Я проглотил это, с трудом сдерживая раздражение. Это я-то уставший в последние десять дней? Вздор, пять дней назад я был лучшим в матче с Румынией, а пять дней до этого я отдыхал, поскольку в третьем, ничего не решающем матче группового этапа место в составе было логично отдано Дель Пьеро, чтобы он не оставался без игровой практики. Как бы то ни было, я промолчал: не выразил согласия, потому что не сказал «О’кей, понял», но и не озвучил свои подозрения в том, что спонсоры могли оказать давление на Федерацию футбола Италии и на главного тренера и навязать игрока, у которого был рекламный контракт. Уверяю: если так и было, то абсолютно точно без ведома Але, который так же, как и я, отклонил бы такую гнусную помощь. Мне были не по душе эти мысли, но в ту минуту другие объяснения в голову не приходили.

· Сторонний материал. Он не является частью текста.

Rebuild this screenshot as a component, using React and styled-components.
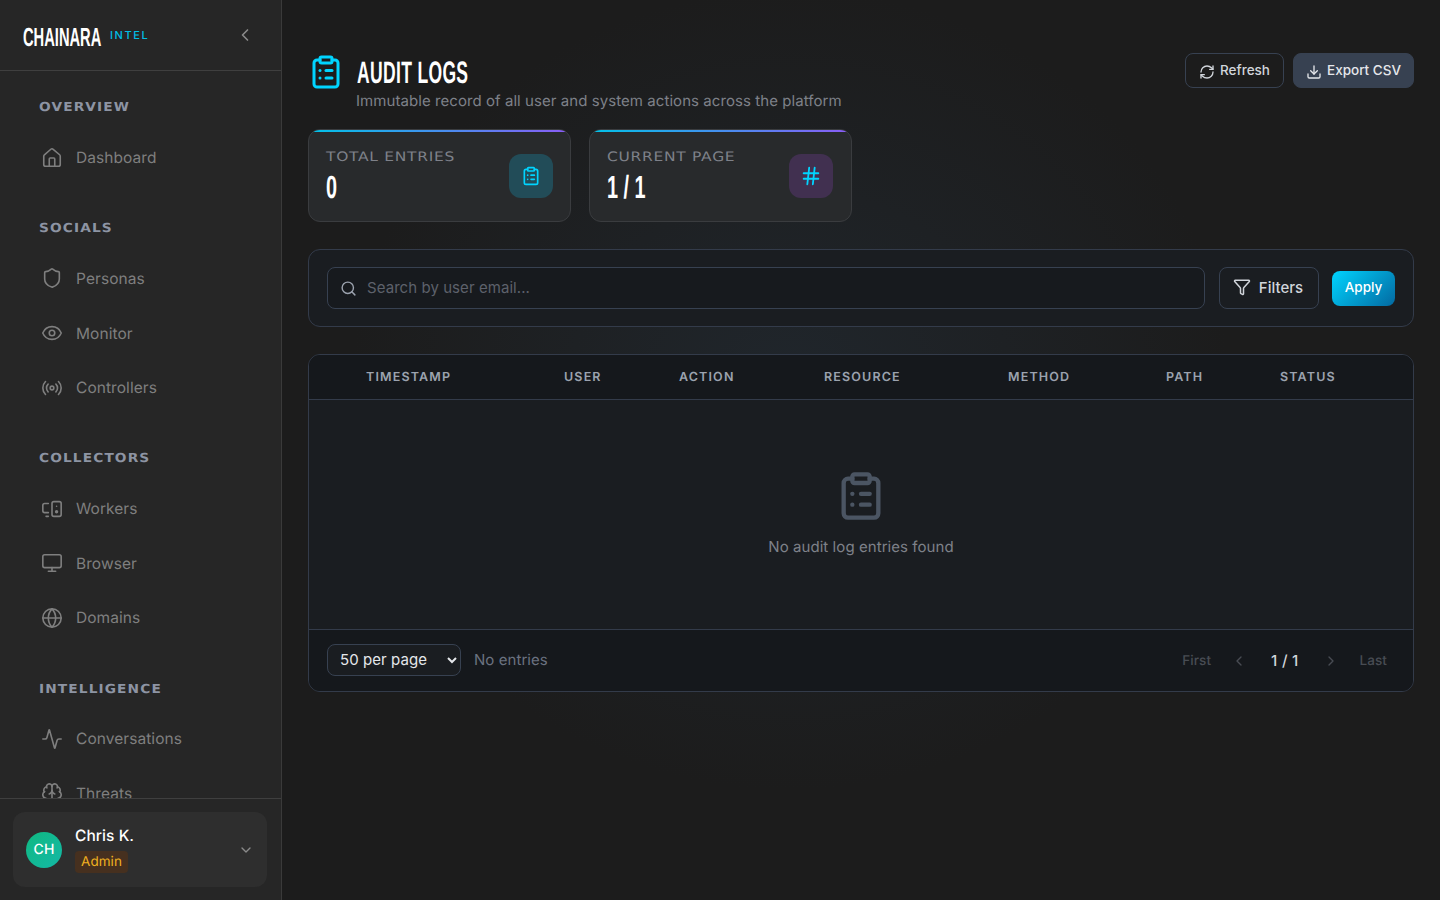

Мой гнев на то, что мне казалось нелогичным выбором, не утих и к началу матча. Мы играем на поле фаворита турнира, и ты оставляешь в запасе игрока, который в лучшей, чем другие, форме? Н-да… Должен признать, что на разминке перед матчем я вел себя как дерьмо. Когда я увидел телекамеры на выходе из подтрибунки, я замедлил шаг, остановился, с деланым спокойствием поправлял резинку, держащую волосы, в общем, «сигнализировал» всем, что не выйду в стартовом составе, поскольку в противном случае побежал бы на поле разминаться, как и все. Конечно, слухи об этом уже бродили, и тифози, которые видели эту сцену на табло стадиона, начали клеймить Дзоффа за его выбор, который, очевидно, казался абсурдным не только мне. Задумываясь об этом сейчас, я понимаю, что эта короткометражка, в которой я сыграл, чтобы насолить тренеру, была некрасивой по отношению к Дель Пьеро: он-то четко выраженную поддержку заслуживал. За это мне стыдно, и я обязательно скажу ему об этом.